Short task -
Repeat the lines exactly from the line that contains "Convert this screenshot" through the line that contains "const date = ref<string>('2024-08-07')"; leave images out and add nothing.

Data for processing -

--- Start ---

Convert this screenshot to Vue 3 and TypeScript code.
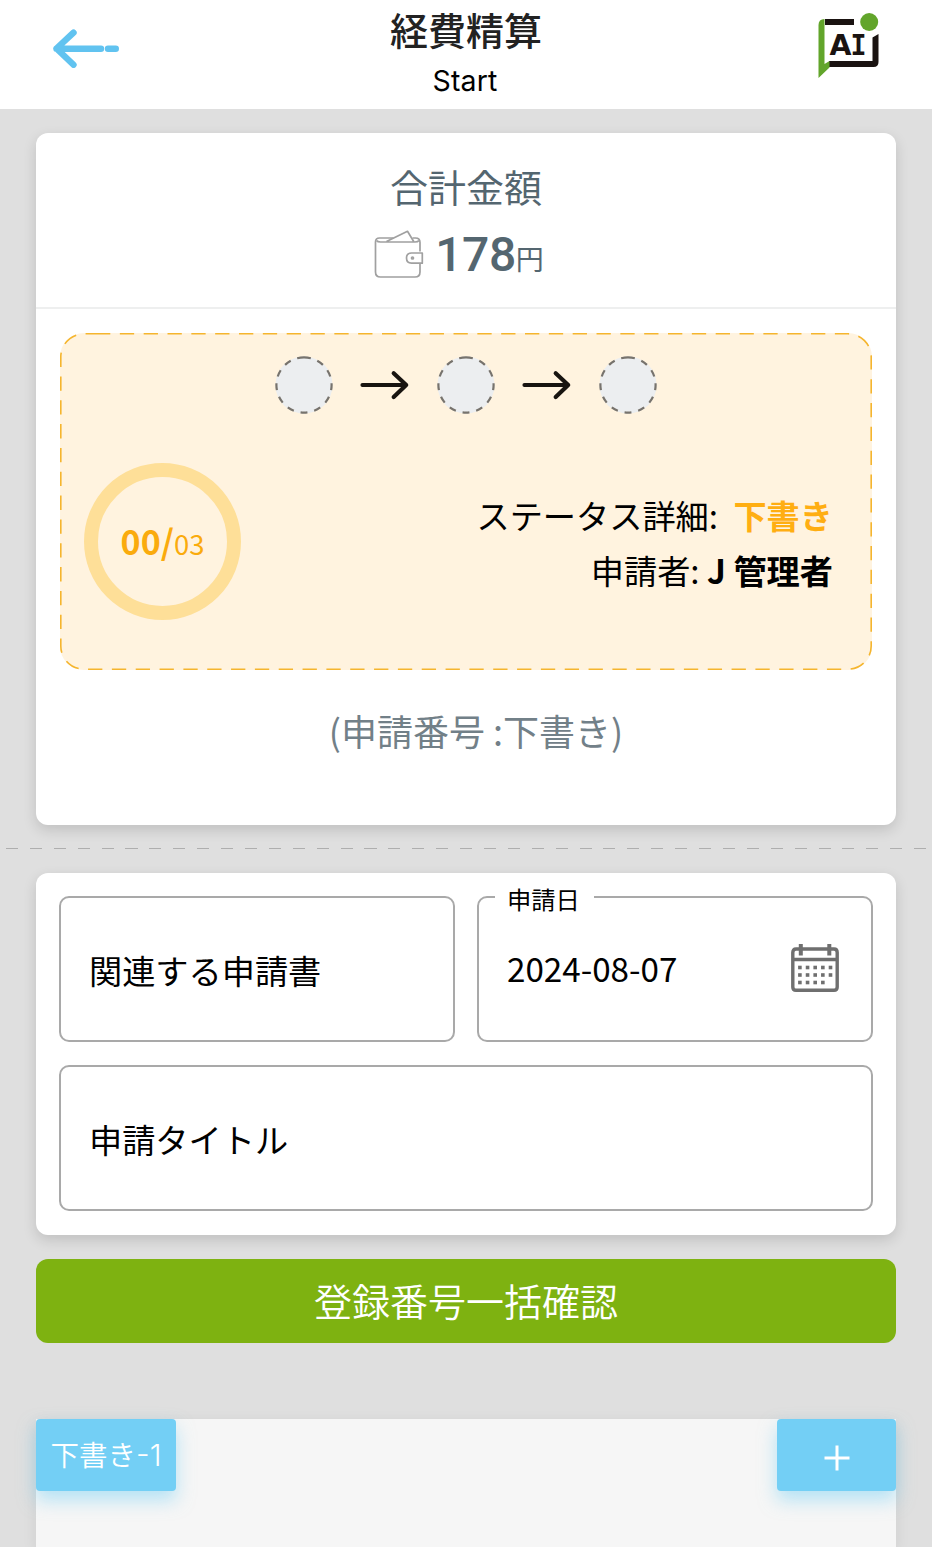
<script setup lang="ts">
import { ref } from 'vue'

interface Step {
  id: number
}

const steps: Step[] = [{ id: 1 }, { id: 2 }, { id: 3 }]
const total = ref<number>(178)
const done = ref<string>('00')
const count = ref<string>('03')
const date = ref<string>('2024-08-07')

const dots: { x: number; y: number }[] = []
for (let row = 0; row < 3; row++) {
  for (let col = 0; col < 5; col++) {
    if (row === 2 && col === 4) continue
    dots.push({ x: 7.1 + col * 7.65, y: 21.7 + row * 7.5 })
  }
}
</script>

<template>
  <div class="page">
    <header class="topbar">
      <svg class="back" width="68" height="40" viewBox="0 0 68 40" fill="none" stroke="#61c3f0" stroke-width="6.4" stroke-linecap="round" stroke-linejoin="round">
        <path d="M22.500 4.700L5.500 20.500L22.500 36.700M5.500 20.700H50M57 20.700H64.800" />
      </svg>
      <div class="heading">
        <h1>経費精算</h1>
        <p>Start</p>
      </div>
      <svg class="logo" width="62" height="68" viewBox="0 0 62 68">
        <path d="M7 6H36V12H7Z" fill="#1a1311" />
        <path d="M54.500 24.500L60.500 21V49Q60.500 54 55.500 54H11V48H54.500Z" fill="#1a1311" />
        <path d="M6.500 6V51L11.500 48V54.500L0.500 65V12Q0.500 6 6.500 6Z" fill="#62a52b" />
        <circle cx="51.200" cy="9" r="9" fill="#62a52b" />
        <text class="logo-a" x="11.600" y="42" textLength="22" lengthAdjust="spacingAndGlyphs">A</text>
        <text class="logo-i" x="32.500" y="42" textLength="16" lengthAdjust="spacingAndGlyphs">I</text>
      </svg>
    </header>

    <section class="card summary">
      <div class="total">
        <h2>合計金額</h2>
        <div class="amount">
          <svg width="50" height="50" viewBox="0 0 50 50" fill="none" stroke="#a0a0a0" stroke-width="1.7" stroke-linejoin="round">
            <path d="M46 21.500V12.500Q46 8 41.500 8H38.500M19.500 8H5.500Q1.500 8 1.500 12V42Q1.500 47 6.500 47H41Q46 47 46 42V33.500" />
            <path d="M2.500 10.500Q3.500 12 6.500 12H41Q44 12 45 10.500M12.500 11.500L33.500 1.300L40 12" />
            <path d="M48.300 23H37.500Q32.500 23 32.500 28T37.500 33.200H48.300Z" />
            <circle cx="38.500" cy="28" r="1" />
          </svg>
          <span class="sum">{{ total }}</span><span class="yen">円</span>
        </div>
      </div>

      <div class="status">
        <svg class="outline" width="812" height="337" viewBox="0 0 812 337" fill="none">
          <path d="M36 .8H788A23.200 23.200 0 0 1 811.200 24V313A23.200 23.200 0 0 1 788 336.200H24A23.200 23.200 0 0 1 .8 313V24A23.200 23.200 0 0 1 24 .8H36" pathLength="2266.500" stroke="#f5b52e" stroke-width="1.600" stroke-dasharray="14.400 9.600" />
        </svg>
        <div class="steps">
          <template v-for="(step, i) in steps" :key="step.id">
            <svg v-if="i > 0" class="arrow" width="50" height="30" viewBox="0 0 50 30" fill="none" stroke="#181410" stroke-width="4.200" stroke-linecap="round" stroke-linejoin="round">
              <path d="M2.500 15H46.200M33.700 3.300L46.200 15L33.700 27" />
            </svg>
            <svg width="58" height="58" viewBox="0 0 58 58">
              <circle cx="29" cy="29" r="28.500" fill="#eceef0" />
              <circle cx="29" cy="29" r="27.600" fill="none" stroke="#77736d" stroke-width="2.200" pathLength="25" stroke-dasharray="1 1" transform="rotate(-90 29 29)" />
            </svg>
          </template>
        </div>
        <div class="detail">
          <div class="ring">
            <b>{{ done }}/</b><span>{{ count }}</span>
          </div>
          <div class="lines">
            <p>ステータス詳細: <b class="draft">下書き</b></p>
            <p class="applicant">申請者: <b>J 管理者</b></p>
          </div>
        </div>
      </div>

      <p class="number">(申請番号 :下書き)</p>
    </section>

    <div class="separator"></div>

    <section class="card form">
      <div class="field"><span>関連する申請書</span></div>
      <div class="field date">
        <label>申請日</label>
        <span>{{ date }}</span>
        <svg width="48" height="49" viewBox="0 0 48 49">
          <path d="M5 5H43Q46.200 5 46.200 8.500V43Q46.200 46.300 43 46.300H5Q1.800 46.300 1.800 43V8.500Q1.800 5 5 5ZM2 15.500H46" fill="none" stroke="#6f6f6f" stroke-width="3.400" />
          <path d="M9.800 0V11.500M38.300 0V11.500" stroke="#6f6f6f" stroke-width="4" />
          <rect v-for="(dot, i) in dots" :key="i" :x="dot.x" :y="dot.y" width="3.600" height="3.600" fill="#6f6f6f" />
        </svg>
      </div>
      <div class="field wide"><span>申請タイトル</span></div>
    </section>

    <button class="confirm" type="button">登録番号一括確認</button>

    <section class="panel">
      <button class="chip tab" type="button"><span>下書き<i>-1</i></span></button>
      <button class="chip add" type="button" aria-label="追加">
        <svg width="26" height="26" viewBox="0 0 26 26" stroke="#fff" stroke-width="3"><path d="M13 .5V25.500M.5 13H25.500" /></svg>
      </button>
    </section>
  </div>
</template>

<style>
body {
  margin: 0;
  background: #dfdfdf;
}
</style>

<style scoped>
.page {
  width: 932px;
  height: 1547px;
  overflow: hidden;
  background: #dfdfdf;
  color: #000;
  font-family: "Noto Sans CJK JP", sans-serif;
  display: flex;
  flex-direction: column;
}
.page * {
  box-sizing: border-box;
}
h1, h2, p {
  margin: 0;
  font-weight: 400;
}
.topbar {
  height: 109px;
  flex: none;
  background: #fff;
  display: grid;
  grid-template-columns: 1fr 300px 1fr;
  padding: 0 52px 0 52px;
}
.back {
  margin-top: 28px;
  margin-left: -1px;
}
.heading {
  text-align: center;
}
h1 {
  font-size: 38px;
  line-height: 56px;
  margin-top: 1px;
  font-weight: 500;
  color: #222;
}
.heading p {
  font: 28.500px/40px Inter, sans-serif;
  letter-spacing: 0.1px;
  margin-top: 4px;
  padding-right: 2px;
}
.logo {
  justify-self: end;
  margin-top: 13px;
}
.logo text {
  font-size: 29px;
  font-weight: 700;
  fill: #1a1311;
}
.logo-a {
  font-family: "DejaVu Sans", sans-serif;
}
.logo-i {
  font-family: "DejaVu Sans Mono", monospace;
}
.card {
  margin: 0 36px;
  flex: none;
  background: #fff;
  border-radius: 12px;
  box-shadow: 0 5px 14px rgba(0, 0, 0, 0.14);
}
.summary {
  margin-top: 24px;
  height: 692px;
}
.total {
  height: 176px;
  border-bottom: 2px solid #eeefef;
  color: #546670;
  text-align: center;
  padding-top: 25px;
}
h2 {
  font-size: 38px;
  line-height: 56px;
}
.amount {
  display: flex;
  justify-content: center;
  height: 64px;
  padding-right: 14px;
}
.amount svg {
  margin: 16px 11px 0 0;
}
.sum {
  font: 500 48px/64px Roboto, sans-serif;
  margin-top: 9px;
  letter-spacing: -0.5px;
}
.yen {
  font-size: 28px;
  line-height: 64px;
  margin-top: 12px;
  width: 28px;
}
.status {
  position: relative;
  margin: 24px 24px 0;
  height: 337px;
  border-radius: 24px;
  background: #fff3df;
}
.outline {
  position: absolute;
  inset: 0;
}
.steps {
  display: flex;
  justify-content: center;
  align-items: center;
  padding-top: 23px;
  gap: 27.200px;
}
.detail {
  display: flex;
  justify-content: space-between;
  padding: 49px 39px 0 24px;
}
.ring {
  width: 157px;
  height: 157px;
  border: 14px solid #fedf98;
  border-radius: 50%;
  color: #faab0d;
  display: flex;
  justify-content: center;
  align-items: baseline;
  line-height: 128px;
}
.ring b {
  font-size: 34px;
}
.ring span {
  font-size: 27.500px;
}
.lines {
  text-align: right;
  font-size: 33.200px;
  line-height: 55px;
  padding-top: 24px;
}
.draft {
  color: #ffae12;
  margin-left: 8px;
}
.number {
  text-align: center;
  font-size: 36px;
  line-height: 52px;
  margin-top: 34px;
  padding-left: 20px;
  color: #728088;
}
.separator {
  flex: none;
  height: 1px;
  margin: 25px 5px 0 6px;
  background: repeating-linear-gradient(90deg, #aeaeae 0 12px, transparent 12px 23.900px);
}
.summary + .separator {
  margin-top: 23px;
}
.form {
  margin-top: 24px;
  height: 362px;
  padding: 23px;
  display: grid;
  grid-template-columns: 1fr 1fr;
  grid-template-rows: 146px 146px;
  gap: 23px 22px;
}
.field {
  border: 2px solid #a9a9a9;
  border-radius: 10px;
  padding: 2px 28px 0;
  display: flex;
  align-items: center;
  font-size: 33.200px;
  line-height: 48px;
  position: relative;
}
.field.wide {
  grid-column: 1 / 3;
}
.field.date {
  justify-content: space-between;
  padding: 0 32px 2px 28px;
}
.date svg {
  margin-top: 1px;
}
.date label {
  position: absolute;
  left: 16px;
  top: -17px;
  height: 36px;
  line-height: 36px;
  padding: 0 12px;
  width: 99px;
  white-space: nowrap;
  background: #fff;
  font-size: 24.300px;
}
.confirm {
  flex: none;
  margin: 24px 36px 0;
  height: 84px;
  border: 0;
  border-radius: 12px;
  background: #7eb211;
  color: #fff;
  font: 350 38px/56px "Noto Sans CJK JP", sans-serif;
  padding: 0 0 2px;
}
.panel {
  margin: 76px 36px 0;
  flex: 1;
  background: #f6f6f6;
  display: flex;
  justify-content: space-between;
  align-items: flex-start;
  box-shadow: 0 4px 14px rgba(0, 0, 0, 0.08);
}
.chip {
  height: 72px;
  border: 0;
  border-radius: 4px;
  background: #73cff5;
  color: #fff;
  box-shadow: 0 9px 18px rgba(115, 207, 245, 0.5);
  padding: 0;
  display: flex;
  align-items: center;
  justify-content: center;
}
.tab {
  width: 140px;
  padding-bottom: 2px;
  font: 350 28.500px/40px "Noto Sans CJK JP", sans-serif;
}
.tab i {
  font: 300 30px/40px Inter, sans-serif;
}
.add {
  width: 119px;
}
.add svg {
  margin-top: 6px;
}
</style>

--- End ---
--- Start ---

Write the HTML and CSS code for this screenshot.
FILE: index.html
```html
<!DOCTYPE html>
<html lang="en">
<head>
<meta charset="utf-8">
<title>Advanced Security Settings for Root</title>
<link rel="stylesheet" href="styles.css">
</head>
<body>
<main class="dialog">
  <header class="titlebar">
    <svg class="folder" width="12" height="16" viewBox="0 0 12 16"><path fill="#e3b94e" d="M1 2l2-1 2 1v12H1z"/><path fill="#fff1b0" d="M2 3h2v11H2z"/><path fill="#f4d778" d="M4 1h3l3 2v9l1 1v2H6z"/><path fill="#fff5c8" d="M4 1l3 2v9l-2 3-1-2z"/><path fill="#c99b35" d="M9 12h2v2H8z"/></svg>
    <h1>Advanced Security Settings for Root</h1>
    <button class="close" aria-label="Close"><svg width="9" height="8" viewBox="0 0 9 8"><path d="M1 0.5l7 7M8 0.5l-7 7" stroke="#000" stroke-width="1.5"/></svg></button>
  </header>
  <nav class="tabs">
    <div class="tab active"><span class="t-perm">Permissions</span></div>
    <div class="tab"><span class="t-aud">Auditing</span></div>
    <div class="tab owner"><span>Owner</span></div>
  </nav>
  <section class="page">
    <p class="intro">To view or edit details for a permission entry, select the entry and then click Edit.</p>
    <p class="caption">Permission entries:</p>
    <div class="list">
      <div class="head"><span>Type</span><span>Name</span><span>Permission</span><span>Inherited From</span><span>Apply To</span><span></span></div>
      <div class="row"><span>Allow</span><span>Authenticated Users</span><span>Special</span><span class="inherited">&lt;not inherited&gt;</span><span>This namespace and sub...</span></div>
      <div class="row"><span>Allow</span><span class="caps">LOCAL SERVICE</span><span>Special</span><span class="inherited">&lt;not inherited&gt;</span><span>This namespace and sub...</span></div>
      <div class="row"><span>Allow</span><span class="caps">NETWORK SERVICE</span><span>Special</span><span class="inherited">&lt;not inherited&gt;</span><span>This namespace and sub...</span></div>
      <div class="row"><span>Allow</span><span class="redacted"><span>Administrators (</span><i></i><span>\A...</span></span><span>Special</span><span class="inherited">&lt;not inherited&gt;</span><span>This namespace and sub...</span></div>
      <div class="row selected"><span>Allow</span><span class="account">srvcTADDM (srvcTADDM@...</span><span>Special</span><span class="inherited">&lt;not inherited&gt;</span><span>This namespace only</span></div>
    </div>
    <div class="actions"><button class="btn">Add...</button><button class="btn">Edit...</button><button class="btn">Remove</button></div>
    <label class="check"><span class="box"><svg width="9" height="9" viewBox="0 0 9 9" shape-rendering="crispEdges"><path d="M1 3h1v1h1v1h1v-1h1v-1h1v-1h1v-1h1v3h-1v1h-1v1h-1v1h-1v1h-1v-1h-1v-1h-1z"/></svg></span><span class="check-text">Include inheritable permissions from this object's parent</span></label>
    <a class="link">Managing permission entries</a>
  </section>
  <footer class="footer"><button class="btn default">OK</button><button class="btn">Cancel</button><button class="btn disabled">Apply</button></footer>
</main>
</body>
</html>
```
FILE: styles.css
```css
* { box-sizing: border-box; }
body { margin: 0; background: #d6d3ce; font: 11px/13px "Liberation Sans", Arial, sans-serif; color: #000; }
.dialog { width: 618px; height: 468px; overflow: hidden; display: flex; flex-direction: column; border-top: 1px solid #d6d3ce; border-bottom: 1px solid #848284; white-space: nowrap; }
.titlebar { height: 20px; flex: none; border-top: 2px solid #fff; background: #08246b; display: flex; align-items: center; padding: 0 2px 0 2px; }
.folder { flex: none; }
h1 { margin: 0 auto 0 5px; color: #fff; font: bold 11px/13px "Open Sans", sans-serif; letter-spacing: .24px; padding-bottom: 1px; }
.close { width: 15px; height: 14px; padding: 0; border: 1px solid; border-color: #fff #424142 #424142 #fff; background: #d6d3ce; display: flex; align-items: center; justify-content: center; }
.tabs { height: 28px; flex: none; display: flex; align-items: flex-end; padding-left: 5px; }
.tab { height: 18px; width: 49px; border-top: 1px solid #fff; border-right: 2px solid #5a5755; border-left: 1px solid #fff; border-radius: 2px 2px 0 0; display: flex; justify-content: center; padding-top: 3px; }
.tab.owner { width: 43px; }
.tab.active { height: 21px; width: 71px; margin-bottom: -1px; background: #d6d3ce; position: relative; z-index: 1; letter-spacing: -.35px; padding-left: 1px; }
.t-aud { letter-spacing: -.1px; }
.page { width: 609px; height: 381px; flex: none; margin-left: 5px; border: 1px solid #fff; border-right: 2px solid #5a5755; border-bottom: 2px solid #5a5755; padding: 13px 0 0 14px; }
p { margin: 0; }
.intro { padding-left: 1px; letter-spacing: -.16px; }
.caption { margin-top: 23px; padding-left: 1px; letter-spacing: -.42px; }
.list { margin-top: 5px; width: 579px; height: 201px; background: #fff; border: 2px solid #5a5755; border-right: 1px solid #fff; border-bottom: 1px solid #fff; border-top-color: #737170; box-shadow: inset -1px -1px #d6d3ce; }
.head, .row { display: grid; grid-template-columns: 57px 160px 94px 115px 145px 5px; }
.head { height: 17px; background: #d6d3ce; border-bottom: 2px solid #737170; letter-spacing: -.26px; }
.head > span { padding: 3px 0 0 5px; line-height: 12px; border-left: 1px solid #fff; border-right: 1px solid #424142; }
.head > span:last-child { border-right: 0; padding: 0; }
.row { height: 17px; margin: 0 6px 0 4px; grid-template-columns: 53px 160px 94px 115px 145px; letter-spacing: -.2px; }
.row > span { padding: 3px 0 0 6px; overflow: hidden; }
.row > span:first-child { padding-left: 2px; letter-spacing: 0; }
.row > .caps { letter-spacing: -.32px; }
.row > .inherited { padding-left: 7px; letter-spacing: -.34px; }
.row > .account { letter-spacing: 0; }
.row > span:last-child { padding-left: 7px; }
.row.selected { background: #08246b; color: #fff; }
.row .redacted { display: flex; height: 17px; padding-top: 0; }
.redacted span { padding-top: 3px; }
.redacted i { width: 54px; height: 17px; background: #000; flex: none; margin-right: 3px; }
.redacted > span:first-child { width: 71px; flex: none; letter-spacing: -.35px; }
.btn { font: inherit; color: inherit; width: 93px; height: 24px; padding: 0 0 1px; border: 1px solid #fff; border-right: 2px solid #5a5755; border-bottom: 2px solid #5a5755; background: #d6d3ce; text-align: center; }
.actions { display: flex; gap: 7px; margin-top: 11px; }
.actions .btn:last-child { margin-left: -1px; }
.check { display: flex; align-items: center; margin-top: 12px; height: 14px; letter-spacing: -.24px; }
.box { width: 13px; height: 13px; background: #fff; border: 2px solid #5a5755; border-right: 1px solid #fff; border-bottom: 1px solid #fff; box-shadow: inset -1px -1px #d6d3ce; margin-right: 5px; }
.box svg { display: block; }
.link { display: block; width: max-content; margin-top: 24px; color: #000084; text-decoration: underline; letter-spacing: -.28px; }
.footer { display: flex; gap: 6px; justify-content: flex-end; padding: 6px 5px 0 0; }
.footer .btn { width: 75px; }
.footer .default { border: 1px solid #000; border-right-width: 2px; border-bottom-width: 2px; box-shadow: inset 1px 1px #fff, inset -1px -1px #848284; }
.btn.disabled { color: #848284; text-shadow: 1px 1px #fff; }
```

--- End ---

Result for this exercise -
Convert this screenshot to Vue 3 and TypeScript code.
<script setup lang="ts">
import { ref } from 'vue'

interface Step {
  id: number
}

const steps: Step[] = [{ id: 1 }, { id: 2 }, { id: 3 }]
const total = ref<number>(178)
const done = ref<string>('00')
const count = ref<string>('03')
const date = ref<string>('2024-08-07')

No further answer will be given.